Before writing the first line of code, let’s look at the balance sheet for today’s popular Message Broker solutions.

1. Redis Pub/Sub

Strengths: Extremely fast since it runs on RAM, near-zero latency.
Weaknesses: Works on a “fire and forget” mechanism. If a Consumer (receiver) loses connection right when a message arrives, that data evaporates forever. Redis isn’t suitable if you need data guarantees.

2. RabbitMQ (Message Queue)

Strengths: Excellent at managing complex routing to ensure messages reach the right destination.
Weaknesses: When the queue builds up to a few million unprocessed messages, performance starts to degrade significantly. It prioritizes message delivery over high-throughput data streams.

3. Apache Kafka (Event Streaming)

Strengths: Kafka writes data to disk as an append-only log, making it incredibly durable. You can easily “replay” data from 3 days ago for debugging. Regarding scalability, giants like Netflix and Uber use Kafka to process trillions of events daily.
Weaknesses: A steeper learning curve and higher operational resource requirements compared to Redis.

Advice: If your system requires absolute reliability, data playback capabilities, and unlimited scalability, go with Kafka.

Quick Deployment with Docker

Installing Kafka manually can be frustrating due to Java and Zookeeper dependencies. Using Docker is the fastest way to get started. You can have a production-ready environment in less than 30 seconds.

Create a docker-compose.yml file:

version: '3'
services:
  zookeeper:
    image: confluentinc/cp-zookeeper:latest
    environment:
      ZOOKEEPER_CLIENT_PORT: 2181

  kafka:
    image: confluentinc/cp-kafka:latest
    depends_on:
      - zookeeper
    ports:
      - "9092:9092"
    environment:
      KAFKA_BROKER_ID: 1
      KAFKA_ZOOKEEPER_CONNECT: zookeeper:2181
      KAFKA_ADVERTISED_LISTENERS: PLAINTEXT://localhost:9092
      KAFKA_OFFSETS_TOPIC_REPLICATION_FACTOR: 1

Run the command docker-compose up -d. Now, your computer has become a real Kafka Broker.

Coding Producer and Consumer with Node.js

In the Node.js ecosystem, the kafkajs library is the top contender.

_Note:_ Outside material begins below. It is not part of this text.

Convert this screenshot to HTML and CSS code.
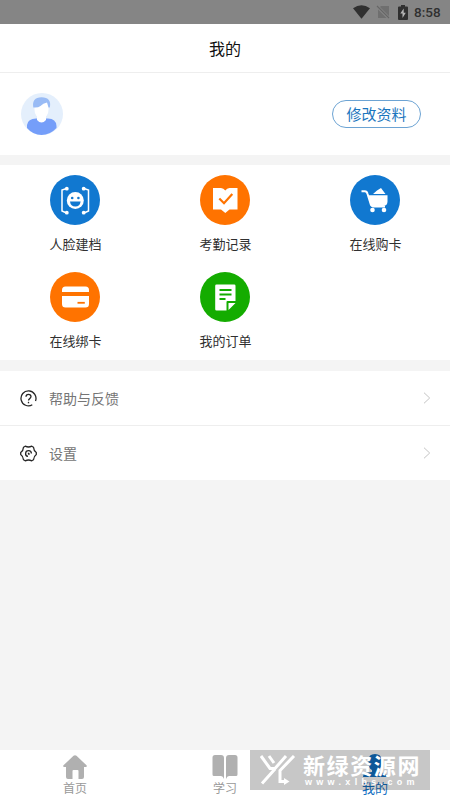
FILE: index.html
```html
<!DOCTYPE html>
<html lang="zh-CN">
<head>
<meta charset="utf-8">
<title>我的</title>
<link rel="stylesheet" href="styles.css">
</head>
<body>
<div class="app">
  <div class="status">
    <svg width="17" height="14" viewBox="0 0 17 14"><path d="M0 3.2Q8.5-2.9 17 3.2L8.5 13.8Z" fill="#303030"/></svg>
    <svg class="sim" width="14" height="14" viewBox="0 0 14 14"><path d="M5 1h8v10L4 2ZM2 4.500l8.500 8.500H2Z" fill="#6f6f6f"/><path d="m1 1 12 12" stroke="#666" stroke-width="1.100"/></svg>
    <svg class="battery" width="10" height="15" viewBox="0 0 10 15"><path d="M3 0h4v1.500h2q1 0 1 1V14q0 1-1 1H1q-1 0-1-1V2.500q0-1 1-1h2Z" fill="#303030"/><path d="M5.700 3.500 2.300 8.500h2.200V13l3.300-5.300H5.700Z" fill="#b5b5b5"/></svg>
    <span class="time">8:58</span>
  </div>
  <header class="header">我的</header>
  <section class="profile">
    <svg width="42" height="42" viewBox="0 0 42 42">
      <circle cx="21" cy="21" r="21" fill="#e4effc"/>
      <path d="M6 35V32Q7 25.500 15 25.500h12Q35 25.500 35.500 33v2Q29 42 20.500 42 12 42 6 35Z" fill="#759ef9"/>
      <path d="M16 20h9v7q-4.500 5-9 0Z" fill="#fff"/>
      <path d="M13.500 12q0-6 7-6t7 6v4.500q0 8-7 8t-7-8Z" fill="#fff"/>
      <path d="M12.300 14.500Q10.500 4.500 20.500 4.200 31 4.500 28.800 14.500H27.500L26 9.500Q22 10 19.500 13q-2.500 2-7.200 1.500Z" fill="#99bbf5"/>
    </svg>
    <button class="edit">修改资料</button>
  </section>
  <section class="grid">
    <div class="item">
      <svg class="disc" viewBox="0 0 50 50"><circle cx="25" cy="25" r="25" fill="#1178d0"/>
        <g fill="none" stroke="#fff" stroke-width="1.500"><path d="M16.500 13.500 12 15v21l4.500 2M34 13.500l4.500 1.500v21L34 38"/></g>
        <g fill="#fff"><circle cx="16.800" cy="13.700" r="1.900"/><circle cx="16.800" cy="37.700" r="1.900"/><circle cx="33.700" cy="13.700" r="1.900"/><circle cx="33.700" cy="37.700" r="1.900"/><circle cx="25.300" cy="25.500" r="8.500"/></g>
        <g fill="#1178d0"><circle cx="22.200" cy="23" r="1.300"/><circle cx="28.400" cy="23" r="1.300"/><path d="M20 26.500h10.600q-.6 5-5.300 5t-5.300-5Z"/></g></svg>
      <span>人脸建档</span>
    </div>
    <div class="item">
      <svg class="disc" viewBox="0 0 50 50"><circle cx="25" cy="25" r="25" fill="#ff7300"/>
        <path d="M13 13h8q2.500 0 4.300 2.500Q27 13 29.500 13h8v21.500h-8L25.300 38 21 34.500h-8Z" fill="#fff"/><path d="m19.300 23.500 4.700 4.700 8.300-9.200" fill="none" stroke="#ff7300" stroke-width="2.200"/></svg>
      <span>考勤记录</span>
    </div>
    <div class="item">
      <svg class="disc" viewBox="0 0 50 50"><circle cx="25" cy="25" r="25" fill="#1178d0"/>
        <path d="M11.500 16.300h3.300q2 0 2.700 2.500l3 9.700q.8 3 3 3H35" fill="none" stroke="#fff" stroke-width="2"/>
        <path d="M18.500 20.300h19v6.200q0 4-4 4.500H23q-2 0-2.500-2ZM23 19l4-3.500 4-2.500 4.500 6Z" fill="#fff"/><g fill="#fff"><circle cx="22.500" cy="35" r="2.300"/><circle cx="34" cy="35" r="2.300"/></g></svg>
      <span>在线购卡</span>
    </div>
    <div class="item">
      <svg class="disc" viewBox="0 0 50 50"><circle cx="25" cy="25" r="25" fill="#ff7300"/>
        <path d="M12 20v-2q0-3.500 3.500-3.500h20q3.500 0 3.500 3.500v2ZM12 24h27v8q0 3.500-3.500 3.500h-20Q12 35.500 12 32Z" fill="#fff"/><path d="M27.500 30.800h7.300" stroke="#ff7300" stroke-width="1.800"/></svg>
      <span>在线绑卡</span>
    </div>
    <div class="item">
      <svg class="disc" viewBox="0 0 50 50"><circle cx="25" cy="25" r="25" fill="#14ac00"/>
        <path d="M16.500 12.500h17.700q1.300 0 1.300 1.300V29h-8q-1 0-1 1v8.500h-10q-1.300 0-1.300-1.300V13.800q0-1.300 1.300-1.300ZM28.500 31h7l-7 7Z" fill="#fff"/><path d="M19.500 18h12M19.500 22.500h12M19.500 27h6" stroke="#14ac00" stroke-width="1.800"/></svg>
      <span>我的订单</span>
    </div>
  </section>
  <section class="list">
    <div class="row">
      <svg width="17" height="17" viewBox="0 0 17 17" fill="none" stroke="#262626" stroke-width="1.300"><path d="M12.300 14.800A7.500 7.500 0 1 1 15.500 11"/><path d="M6 6.800Q6 4.300 8.500 4.300T11 6.600q0 1.100-1.300 2-1.200.8-1.200 2"/><path d="M8.500 11.800v1.500"/></svg>
      <span>帮助与反馈</span>
      <svg class="arrow" width="8" height="12" viewBox="0 0 8 12"><path d="m1 .7 5.700 5.300L1 11.300" fill="none" stroke="#c4c4c4"/></svg>
    </div>
    <div class="row">
      <svg width="17" height="17" viewBox="0 0 17 17" fill="none" stroke="#262626" stroke-width="1.300" stroke-linejoin="round"><path d="M5.200 1.200Q8.500 2.800 11.800 1.200L13.500 2.200Q13.700 5.700 16.300 7.500v2Q13.700 11.300 13.500 14.800L11.800 15.800Q8.500 14.200 5.200 15.800L3.500 14.800Q3.300 11.300.7 9.500v-2Q3.300 5.700 3.500 2.200Z"/><path d="M8 11.400A2.900 2.900 0 1 1 11.400 8.500M8.500 7.800v1.200h1.200"/></svg>
      <span>设置</span>
      <svg class="arrow" width="8" height="12" viewBox="0 0 8 12"><path d="m1 .7 5.700 5.300L1 11.300" fill="none" stroke="#c4c4c4"/></svg>
    </div>
  </section>
  <nav class="tabs">
    <div class="tab">
      <svg width="24" height="24" viewBox="0 0 24 24"><path d="M10.500.8q1.500-1.300 3 0l10 9.500q1 1.700-.8 1.700H21v10q0 2-2 2h-3.500v-8q0-1-1-1h-4q-1 0-1 1v8H5q-2 0-2-2V12H1.300Q-.5 12 .5 10.300Z" fill="#b0b0b0"/></svg>
      <span>首页</span>
    </div>
    <div class="tab">
      <svg width="26" height="24" viewBox="0 0 26 24"><path d="M3 0h6q3 0 3 3v21q-1-3-3-3H2q-1.500 0-1.500-1.500v-17Q.5 0 3 0ZM17 0h6q2.500 0 2.500 2.500v17Q25.500 21 24 21h-7q-2 0-3 3V3q0-3 3-3Z" fill="#b0b0b0"/></svg>
      <span>学习</span>
    </div>
    <div class="tab active">
      <svg width="24" height="24" viewBox="0 0 24 24"><path d="M5.500 5q0-6 6.500-6t6.500 6v4q0 4-3.500 6v2l7 1q2 1 2 4H0q0-3 2-4l7-1v-2q-3.500-2-3.500-6Z" fill="#1370c2"/></svg>
      <span>我的</span>
    </div>
  </nav>
  <div class="watermark">
    <svg width="36" height="31" viewBox="0 0 36 31" fill="none" stroke="#fff" stroke-width="3"><path d="M1 1 10 13.500H15L26 1M9 1l5 7M34 1 20 15.500V26.500h5M15 14 2 28.500"/><path d="m24 23 5.500 3.500L24 30Z" fill="#fff" stroke="none"/></svg>
    <div class="mark-text"><b>新绿资源网</b><span>www.xlhs.com</span></div>
  </div>
</div>
</body>
</html>
```
FILE: styles.css
```css
* { box-sizing: border-box; }
body {
  margin: 0;
  font-family: "Noto Sans CJK SC", sans-serif;
}
.app {
  position: relative;
  width: 450px;
  height: 800px;
  display: flex;
  flex-direction: column;
  background: #f4f4f4;
  overflow: hidden;
}
.status {
  height: 24px;
  flex: none;
  display: flex;
  align-items: center;
  justify-content: flex-end;
  padding-right: 8px;
  background: #858585;
}
.sim { margin-left: 6px; }
.battery { margin-left: 8px; }
.time {
  width: 28px;
  margin-left: 6px;
  font: 500 13.5px/24px Roboto, sans-serif;
  color: #303030;
  white-space: nowrap;
}
.header {
  height: 49px;
  flex: none;
  background: #fff;
  border-bottom: 1px solid #eee;
  text-align: center;
  font-size: 16px;
  line-height: 48px;
  color: #111;
}
.profile {
  height: 82px;
  flex: none;
  display: flex;
  align-items: center;
  justify-content: space-between;
  padding: 0 29px 0 21px;
  background: #fff;
}
.edit {
  width: 89px;
  height: 28px;
  padding: 0;
  border: 1px solid #6ca3d3;
  border-radius: 14px;
  background: #fff;
  font: 15px/26px "Noto Sans CJK SC", sans-serif;
  color: #1b76be;
}
.grid {
  height: 195px;
  flex: none;
  margin-top: 10px;
  padding: 10px 0 0 0.4px;
  display: grid;
  grid-template-columns: repeat(3, 150px);
  grid-template-rows: 97.4px 87.6px;
  background: #fff;
}
.item {
  display: flex;
  flex-direction: column;
  align-items: center;
  font-size: 13px;
  line-height: 20px;
  color: #303030;
}
.disc {
  width: 50px;
  height: 50px;
  margin-bottom: 8.5px;
  flex: none;
}
.list {
  margin-top: 11px;
  background: #fff;
}
.row {
  height: 54px;
  display: flex;
  align-items: center;
  gap: 12px;
  padding: 0 19px 0 20px;
  font-size: 14px;
  color: #757575;
}
.row span {
  margin-top: -1px;
}
.row:first-child {
  height: 55px;
  border-bottom: 1px solid #eee;
}
.arrow { margin-left: auto; }
.tabs {
  height: 50px;
  margin-top: auto;
  display: grid;
  grid-template-columns: repeat(3, 1fr);
  background: #fff;
}
.tab {
  display: flex;
  flex-direction: column;
  align-items: center;
  padding-top: 5px;
  font-size: 12px;
  line-height: 18px;
  color: #999;
}
.active {
  font-size: 13px;
  color: #1370c2;
}
.active svg { overflow: visible; }
.watermark {
  position: absolute;
  left: 250px;
  top: 750px;
  width: 180px;
  height: 40px;
  display: flex;
  padding: 5px 0 0 10px;
  background: rgba(0, 0, 0, 0.22);
  color: #fff;
}
.mark-text {
  display: flex;
  flex-direction: column;
  margin-left: 7px;
  white-space: nowrap;
}
.mark-text b {
  font-size: 22px;
  line-height: 23px;
  letter-spacing: 1.6px;
  margin-top: -2px;
}
.mark-text span {
  margin: 1px 0 0 2px;
  font: bold 9px/10px "Liberation Sans", sans-serif;
  letter-spacing: 4.3px;
}
```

It’s lightweight, written entirely in JavaScript, and offers impressive performance.

Step 1: Project Setup

mkdir kafka-demo && cd kafka-demo
npm init -y
npm install kafkajs

Step 2: Write the Producer

A Producer is like a reporter sending news to a newsroom. Here, I’m simulating sending a successful order event.

const { Kafka } = require('kafkajs');

const kafka = new Kafka({ clientId: 'order-service', brokers: ['localhost:9092'] });
const producer = kafka.producer();

(async () => {
  await producer.connect();
  console.log("✅ Producer is ready");

  await producer.send({
    topic: 'orders',
    messages: [
      { value: JSON.stringify({ id: 1, item: 'MacBook M3', price: 2500 }) },
    ],
  });

  await producer.disconnect();
})();

Step 3: Write the Consumer

The Consumer stands by to process messages as soon as they appear in the Topic.

const { Kafka } = require('kafkajs');

const kafka = new Kafka({ clientId: 'inventory-service', brokers: ['localhost:9092'] });
const consumer = kafka.consumer({ groupId: 'inventory-group' });

(async () => {
  await consumer.connect();
  await consumer.subscribe({ topic: 'orders', fromBeginning: true });

  await consumer.run({
    eachMessage: async ({ message }) => {
      const order = JSON.parse(message.value.toString());
      console.log(`📦 Processing inventory for order: ${order.id}`);
    },
  });
})();

3 Hard-Won Lessons from Real-World Deployment

After managing systems processing over 500GB of data daily, I realized that getting the code to run is only 30% of the journey. The other 70% lies in operational optimization.

1. Never use 1 Partition for Production

Kafka parallelizes processing through Partitions. If a Topic has only 1 partition, you can only use a single Consumer to read data. Even if you scale up to 10 servers, 9 will sit idle. Start with at least 3 or 6 partitions to make scaling out easier later.

2. Handle Idempotency

In distributed systems, a Consumer receiving a duplicate message is inevitable (due to network timeouts or rebalancing).
Solution: Always check the state in the database before processing. For example: If this order_id has already been deducted from inventory, skip it and don’t deduct it again.

3. Always Monitor Consumer Lag

Consumer Lag tells you how many messages you are behind real-time data. If this number reaches hundreds of thousands, it means your processing code is too slow or the data volume is too high. Don’t wait until the disk is full (Retention Policy) to discover that a Consumer stopped running 2 days ago.

Conclusion

Kafka isn’t just a technology; it changes how we think about software: moving from Request-Response to Event-Driven. Node.js, with its non-blocking mechanism, is a perfect fit for Kafka Consumers thanks to its smooth I/O handling.

If you’re building a small app, don’t overcomplicate things. But if your goal is to serve millions of users with low latency, Kafka is the key you need to master.